Published online by Cambridge University Press: 14 January 2010
THE IMMUNE SYSTEM
The preceding three chapters have traced the conceptual and scientific history of immunology. There has been limited reference to the broader cultural setting and underlying philosophical orientations in conflict during the discipline's development. In a sense, I have attempted to set the stage for the ensuing discussion, which seeks to explore the interface between the science and its governing philosophy. To do so, the self concept will be carefully delineated, both as theory and as metaphor. So, first, let us briefly review the prevailing theory of immunology a century after the humoral-cellular debate was at its peak. As already summarized, by 1908, when Metchnikoff and Ehrlich shared the Nobel Prize, the basic character of immune reactions were known. There are basically two forms of immune recognition: natural and acquired immunity.
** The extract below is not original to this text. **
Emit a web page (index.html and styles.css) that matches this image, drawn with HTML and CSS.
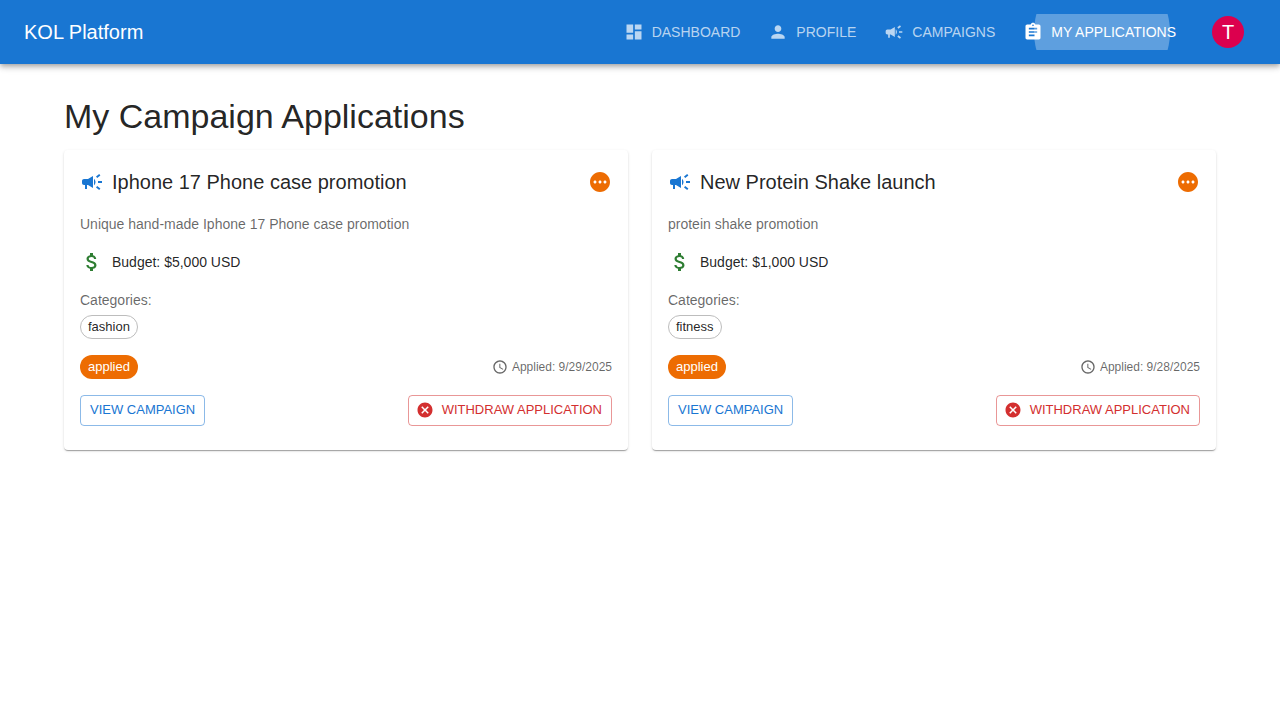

Natural immunity is characterized by effector cells and soluble factors that do not require specific or prolonged induction for their functions and more specifically do not require opsonization (coating) of their target. Such coating of the pathogen with antibody and other serum proteins offers “handles ” for attachment and engulfment by specialized “eating cells ” - phagocytes. The encounter with a phagocyte serves as the host's initial cellular defense action. This can result in the destruction of the microorganism by a blood or tissue phagocyte, and if the encounter is with an antigen-presenting cell (APC), a more complex interaction occurs, whereby the antigen (that constituent which elicits an immune response) is “processed,” initiating the immune recognition (i.e., lymphocyte network) process.